Para atingir o objetivo de “ter uma companhia na velhice”, talvez seja preciso enfrentar dificuldades de diversos tipos e, nesse processo, sacrificar muito do romantismo inicial. De qualquer maneira, talvez o aspecto romântico pese mais no fim das contas, uma vez que familiares e amigos também podem ser companhias na velhice. Por que preferir a presença de um marido ou uma mulher?
Há, por trás desse argumento, outra pressuposição: a de que a velhice é um momento necessariamente difícil, de debilidade física e carência afetiva, tão difícil que seria insuportável sozinho. A juventude – geralmente mais longa – poderia suportar melhor a solidão. Talvez. Mas não necessariamente. Aliás, no argumento “É importante ter uma pessoa para não envelhecer só”, há várias pressuposições contingentes. É uma aposta no futuro, e o futuro, como se sabe, sempre pode surpreender. Vale repetir: não há garantias.
Portanto, quem procura casamento (formal ou informal), por temer a solidão na velhice, deveria se lembrar de que tal projeto de vida pode fracassar tanto quanto qualquer outro. Mais: eleger o compromisso com alguém como a melhor ou única maneira de envelhecer feliz representa desprezo ou ignorância em relação a outras várias opções de bem-estar na chamada terceira idade, como o prolongamento da carreira, a descoberta de novos desafios, o desenvolvimento de um talento reprimido, a adoção de um hobby ou uma confortável aposentadoria na praia, no campo, nas montanhas (para quem pode, claro).
Casar-se significa renunciar também a uma série de experiências anteriores à velhice – aquelas somente possíveis a pessoas solteiras –, pois o casamento geralmente ocorre ainda na juventude ou na fase adulta. Ou pior: casar-se pode envolver dose cavalar de sacrifício, como bem expressa o título daquela peça teatral “Não sou feliz, mas tenho marido”.
Por fim, a idéia de “ter alguém para não envelhecer só” reflete a formação tradicional da maioria das pessoas, que prevê mais ou menos o seguinte roteiro: concluir os estudos, encontrar um emprego, casar-se e constituir família. Há pouco espaço para alternativas. Fugir disso por livre e espontânea vontade ainda gera estranhamento e, não raramente, piedade. A maioria ainda pensa como diz a canção “Wave”, de Tom Jobim: “É impossível ser feliz sozinho.” Que pena! Mal sabe que é, sim!

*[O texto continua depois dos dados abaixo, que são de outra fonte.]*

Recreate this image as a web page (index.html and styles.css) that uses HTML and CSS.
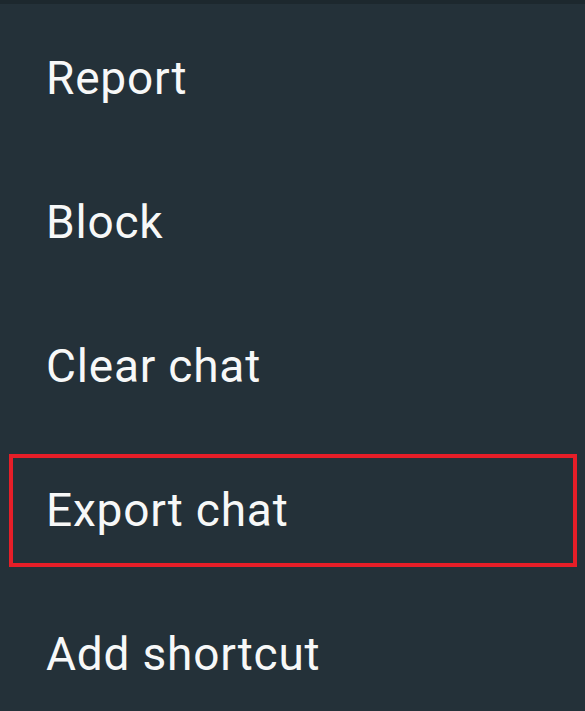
FILE: index.html
```html
<!DOCTYPE html>
<html>
<head>
<meta charset="utf-8">
<link rel="stylesheet" href="styles.css">
</head>
<body>
<div class="topbar"></div>
<ul class="menu">
  <li class="item">Report</li>
  <li class="item">Block</li>
  <li class="item">Clear chat</li>
  <li class="item item-highlight">Export chat</li>
  <li class="item">Add shortcut</li>
</ul>
</body>
</html>
```
FILE: styles.css
```css
html, body {
  margin: 0;
  padding: 0;
  background: #243139;
  width: 585px;
  height: 711px;
  overflow: hidden;
}
.topbar {
  height: 4px;
  background: #1d282e;
}
.menu {
  list-style: none;
  margin: 0;
  padding: 2px 0 0 0;
}
.item {
  position: relative;
  height: 144px;
  line-height: 144px;
  padding-left: 46px;
  font-family: Roboto, "Noto Sans", sans-serif;
  font-size: 46px;
  letter-spacing: 0.8px;
  color: #f7f8f8;
  white-space: nowrap;
}
.item-highlight::after {
  content: "";
  position: absolute;
  left: 9px;
  top: 16px;
  width: 560px;
  height: 105px;
  border: 4px solid #e61e28;
}
```
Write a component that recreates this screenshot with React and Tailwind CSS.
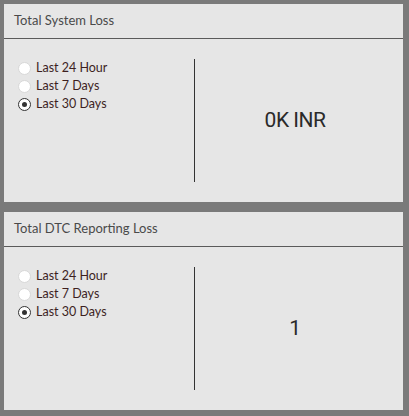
import React from "react";

function Radio({ checked }) {
  return checked ? (
    <span className="w-[13px] h-[13px] rounded-full bg-white border border-[#333] flex items-center justify-center shrink-0">
      <span className="w-[5px] h-[5px] rounded-full bg-[#333]" />
    </span>
  ) : (
    <span className="w-[13px] h-[13px] rounded-full bg-white border border-[#d8d8d8] shrink-0" />
  );
}

function Panel({ title, value }) {
  const opts = ["Last 24 Hour", "Last 7 Days", "Last 30 Days"];
  return (
    <div className="w-[399px] h-[198px] bg-[#e6e6e6] flex flex-col">
      <div className="h-[35px] border-b border-[#5a5a5a] flex items-center pl-[10px] text-[13px] text-[#4a4a4a]">
        {title}
      </div>
      <div className="flex-1 flex py-[20px]">
        <div className="w-[191px] border-r border-[#333] pl-[14px] pt-0">
          <div className="flex flex-col">
            {opts.map((o, i) => (
              <div key={o} className="h-[18px] flex items-center gap-[5px] text-[12.5px] text-[#3d1f1f]">
                <Radio checked={i === 2} />
                <span>{o}</span>
              </div>
            ))}
          </div>
        </div>
        <div
          className="flex-1 flex items-center justify-center pr-[8px] text-[21px] tracking-[-0.5px] text-[#2a2a2a]"
          style={{ fontFamily: "Roboto, sans-serif" }}
        >
          {value}
        </div>
      </div>
    </div>
  );
}

export default function App() {
  return (
    <div className="w-[409px] h-[416px] bg-[#7a7a7a] pt-[4px] pl-[4px] flex flex-col gap-[10px]" style={{ fontFamily: 'Lato, sans-serif' }}>
      <Panel title="Total System Loss" value="0K INR" />
      <Panel title="Total DTC Reporting Loss" value="1" />
    </div>
  );
}
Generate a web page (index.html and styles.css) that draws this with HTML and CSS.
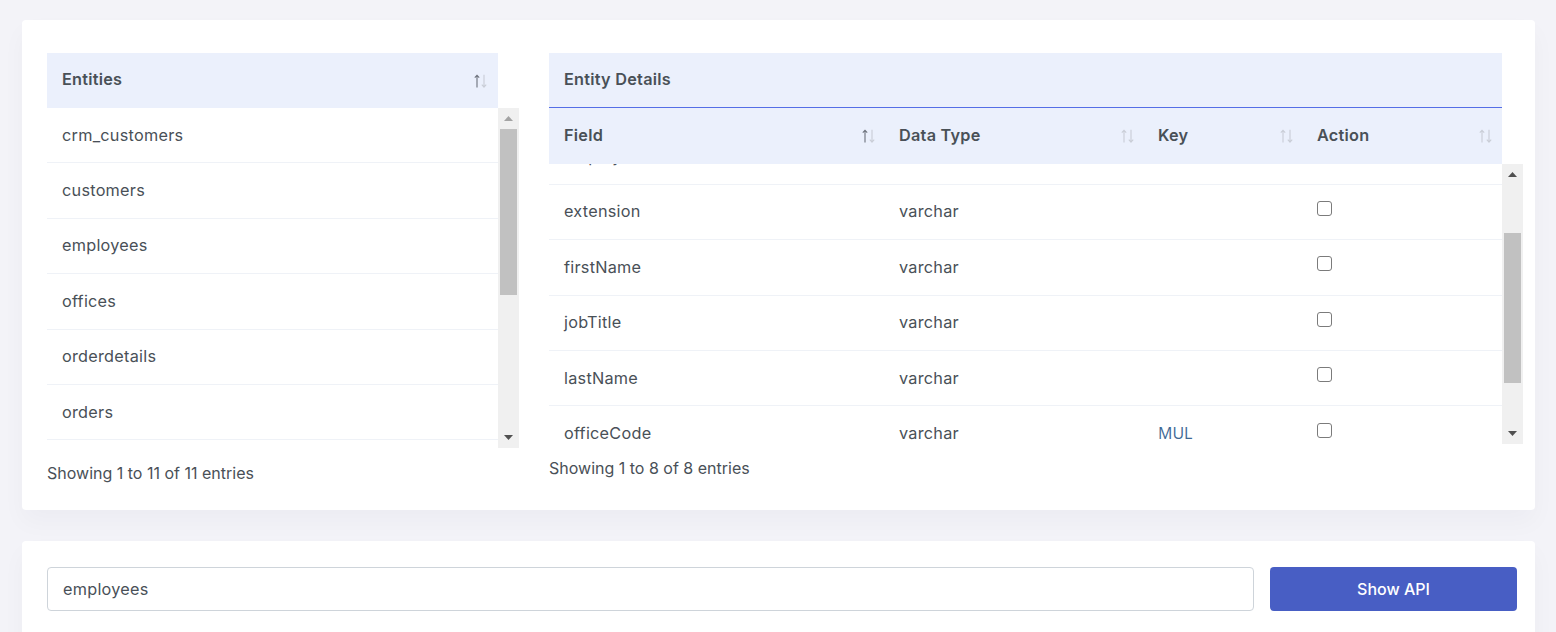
FILE: index.html
```html
<!DOCTYPE html>
<html lang="en">
<head>
<meta charset="utf-8">
<title>Entities</title>
<link rel="stylesheet" href="styles.css">
</head>
<body>
<div class="page">
  <section class="card card-tables">
    <div class="tbl tbl-entities">
      <div class="thead">
        <div class="th th-single">
          <span>Entities</span>
          <svg class="sort asc" width="14" height="14" viewBox="0 0 14 14"><path class="up" d="M3 13.5V1.2M0.8 3.6L3 1.2 5.2 3.6"/><path class="dn" d="M10 0.8v12.3M7.8 10.7L10 13.1 12.2 10.7"/></svg>
        </div>
      </div>
      <div class="body-wrap">
        <div class="tbody">
          <div class="tr"><div class="td">crm_customers</div></div>
          <div class="tr"><div class="td">customers</div></div>
          <div class="tr"><div class="td">employees</div></div>
          <div class="tr"><div class="td">offices</div></div>
          <div class="tr"><div class="td">orderdetails</div></div>
          <div class="tr"><div class="td">orders</div></div>
          <div class="tr"><div class="td">payments</div></div>
          <div class="tr"><div class="td">productlines</div></div>
          <div class="tr"><div class="td">products</div></div>
          <div class="tr"><div class="td">suppliers</div></div>
          <div class="tr"><div class="td">users</div></div>
        </div>
        <div class="vscroll">
          <div class="sbtn"><svg class="arrow disabled" width="9" height="5" viewBox="0 0 9 5"><path d="M0 5h9L4.5 0z"/></svg></div>
          <div class="track"><div class="thumb" style="margin-top:0;height:166px"></div></div>
          <div class="sbtn"><svg class="arrow" width="9" height="5" viewBox="0 0 9 5"><path d="M0 0h9L4.5 5z"/></svg></div>
        </div>
      </div>
      <div class="info">Showing 1 to 11 of 11 entries</div>
    </div>

    <div class="tbl tbl-details">
      <div class="thead">
        <div class="caption">Entity Details</div>
        <div class="hrow cols">
          <div class="th"><span>Field</span><svg class="sort asc" width="14" height="14" viewBox="0 0 14 14"><path class="up" d="M3 13.5V1.2M0.8 3.6L3 1.2 5.2 3.6"/><path class="dn" d="M10 0.8v12.3M7.8 10.7L10 13.1 12.2 10.7"/></svg></div>
          <div class="th"><span>Data Type</span><svg class="sort" width="14" height="14" viewBox="0 0 14 14"><path class="up" d="M3 13.5V1.2M0.8 3.6L3 1.2 5.2 3.6"/><path class="dn" d="M10 0.8v12.3M7.8 10.7L10 13.1 12.2 10.7"/></svg></div>
          <div class="th"><span>Key</span><svg class="sort" width="14" height="14" viewBox="0 0 14 14"><path class="up" d="M3 13.5V1.2M0.8 3.6L3 1.2 5.2 3.6"/><path class="dn" d="M10 0.8v12.3M7.8 10.7L10 13.1 12.2 10.7"/></svg></div>
          <div class="th"><span>Action</span><svg class="sort" width="14" height="14" viewBox="0 0 14 14"><path class="up" d="M3 13.5V1.2M0.8 3.6L3 1.2 5.2 3.6"/><path class="dn" d="M10 0.8v12.3M7.8 10.7L10 13.1 12.2 10.7"/></svg></div>
        </div>
      </div>
      <div class="body-wrap">
        <div class="tbody" id="detailsBody">
          <div class="tr cols"><div class="td">email</div><div class="td">varchar</div><div class="td"></div><div class="td"><input class="chk" type="checkbox"></div></div>
          <div class="tr cols"><div class="td">employeeNumber</div><div class="td">int</div><div class="td key">PRI</div><div class="td"><input class="chk" type="checkbox"></div></div>
          <div class="tr cols"><div class="td">extension</div><div class="td">varchar</div><div class="td"></div><div class="td"><input class="chk" type="checkbox"></div></div>
          <div class="tr cols"><div class="td">firstName</div><div class="td">varchar</div><div class="td"></div><div class="td"><input class="chk" type="checkbox"></div></div>
          <div class="tr cols"><div class="td">jobTitle</div><div class="td">varchar</div><div class="td"></div><div class="td"><input class="chk" type="checkbox"></div></div>
          <div class="tr cols"><div class="td">lastName</div><div class="td">varchar</div><div class="td"></div><div class="td"><input class="chk" type="checkbox"></div></div>
          <div class="tr cols"><div class="td">officeCode</div><div class="td">varchar</div><div class="td key">MUL</div><div class="td"><input class="chk" type="checkbox"></div></div>
          <div class="tr cols"><div class="td">reportsTo</div><div class="td">int</div><div class="td key">MUL</div><div class="td"><input class="chk" type="checkbox"></div></div>
        </div>
        <div class="vscroll">
          <div class="sbtn"><svg class="arrow" width="9" height="5" viewBox="0 0 9 5"><path d="M0 5h9L4.5 0z"/></svg></div>
          <div class="track"><div class="thumb" style="margin-top:48px;height:150px"></div></div>
          <div class="sbtn"><svg class="arrow" width="9" height="5" viewBox="0 0 9 5"><path d="M0 0h9L4.5 5z"/></svg></div>
        </div>
      </div>
      <div class="info">Showing 1 to 8 of 8 entries</div>
    </div>
  </section>

  <section class="card card-api">
    <input class="api-input" type="text" value="employees">
    <button class="btn" type="button">Show API</button>
  </section>
</div>
<script src="script.js"></script>
</body>
</html>
```

FILE: styles.css
```css
* { box-sizing: border-box; }

html, body { margin: 0; }

body {
  background: #f3f3f8;
  font-family: "Inter", "Open Sans", sans-serif;
  font-size: 16.25px;
  letter-spacing: 0.25px;
  color: #495057;
}

.page {
  padding: 20px 21px 0 22px;
  display: flex;
  flex-direction: column;
  gap: 31px;
}

.card {
  background: #fff;
  border-radius: 4px;
  box-shadow: 0 12px 24px rgba(18, 38, 63, 0.03);
}

.card-tables {
  height: 490px;
  padding: 33px 12px 0 25px;
  display: grid;
  grid-template-columns: 472px 974px;
  column-gap: 30px;
  align-items: start;
}

.thead {
  margin-right: 21px;
  background: #ebf0fc;
}

.th {
  display: flex;
  align-items: center;
  justify-content: space-between;
  padding: 0 9px 3px 14px;
  font-weight: 600;
  color: #495057;
}

.th .sort {
  margin-top: 3px;
}

.th-single {
  height: 55px;
  padding-left: 15px;
  padding-right: 10px;
}

.caption {
  height: 55px;
  display: flex;
  align-items: center;
  padding: 0 0 3px 15px;
  font-weight: 600;
  border-bottom: 1px solid #556ee6;
}

.hrow {
  height: 56px;
}

.cols {
  display: grid;
  grid-template-columns: 336px 259px 159px 199px;
}

.cols > :first-child {
  padding-left: 15px;
}

.sort {
  display: block;
  fill: none;
  stroke-width: 1.1;
}

.sort .up,
.sort .dn {
  stroke: #c9cdd6;
}

.sort.asc .up {
  stroke: #6c717b;
}

.body-wrap {
  display: flex;
}

.tbody {
  flex: 1;
  overflow: hidden;
  background: #fff;
}

.tbl-entities .body-wrap { height: 340px; }
.tbl-details .body-wrap { height: 280px; }

.tr {
  height: 55.4px;
  border-bottom: 1px solid #eff2f7;
}

.td {
  height: 100%;
  display: flex;
  align-items: center;
  padding: 0 0 1px 14px;
}

.tbl-entities .td { padding-left: 15px; }

.key {
  font-family: "Open Sans", sans-serif;
  letter-spacing: 0;
  color: #3e6894;
  font-size: 16px;
}

.chk {
  appearance: none;
  -webkit-appearance: none;
  margin: -6px 0 0 0;
  width: 15px;
  height: 15px;
  border: 1.3px solid #7b7b7b;
  border-radius: 3px;
  background: #fff;
}

.info {
  margin-top: 14px;
  line-height: 22px;
  font-size: 16px;
  letter-spacing: 0;
  color: #495057;
}

.tbl-details .info { margin-top: 13px; }

/* drawn scrollbars */
.vscroll {
  width: 21px;
  flex: none;
  background: #f0f0f0;
  display: flex;
  flex-direction: column;
}

.sbtn {
  height: 21px;
  flex: none;
  display: flex;
  align-items: center;
  justify-content: center;
}

.arrow {
  display: block;
  fill: #505050;
}

.arrow.disabled {
  fill: #a3a3a3;
}

.track {
  flex: 1;
  padding: 0 2px;
  display: flex;
  flex-direction: column;
}

.thumb {
  flex: none;
  background: #c1c1c1;
}

.card-api {
  height: 120px;
  padding: 26px 18px 0 25px;
  display: flex;
  align-items: flex-start;
  gap: 16px;
}

.api-input {
  flex: 1;
  height: 44px;
  border: 1px solid #ced4da;
  border-radius: 4px;
  padding: 0 15px;
  font-family: inherit;
  font-size: 16.25px;
  letter-spacing: 0.25px;
  color: #495057;
  background: #fff;
  outline: none;
}

.btn {
  width: 247px;
  height: 44px;
  border: 0;
  border-radius: 4px;
  background: #485ec4;
  color: #fff;
  font-family: inherit;
  font-size: 16px;
  letter-spacing: 0;
  font-weight: 500;
}
```

FILE: script.js
```js
document.getElementById('detailsBody').scrollTop = 90;
```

Encontrar em si mesmo uma boa companhia é um desafio bastante compensador para quem ousa tentar. Reforçar laços de amizade, inclusive dentro da própria família, pode ser um dos benefícios para quem dispõe de tempo, ou seja, não tem mulher ou marido e filhos para cuidar. Sem contar que namoros são sempre possíveis e desejáveis, mesmo que não resultem na tradicional divisão de teto.
Enfim, envelhecer sozinho é um risco que todos correm – casados ou solteiros. Construir relações sinceras e duradouras – seja com quem for – é um excelente antídoto contra a solidão. E aprender a ser (feliz) sozinho é, ao fim e ao cabo, a melhor das opções. Até porque quem gosta de si mesmo, da própria companhia, é uma pessoa de bem com a vida e, sendo assim, só pode atrair mais gente feliz para perto de si.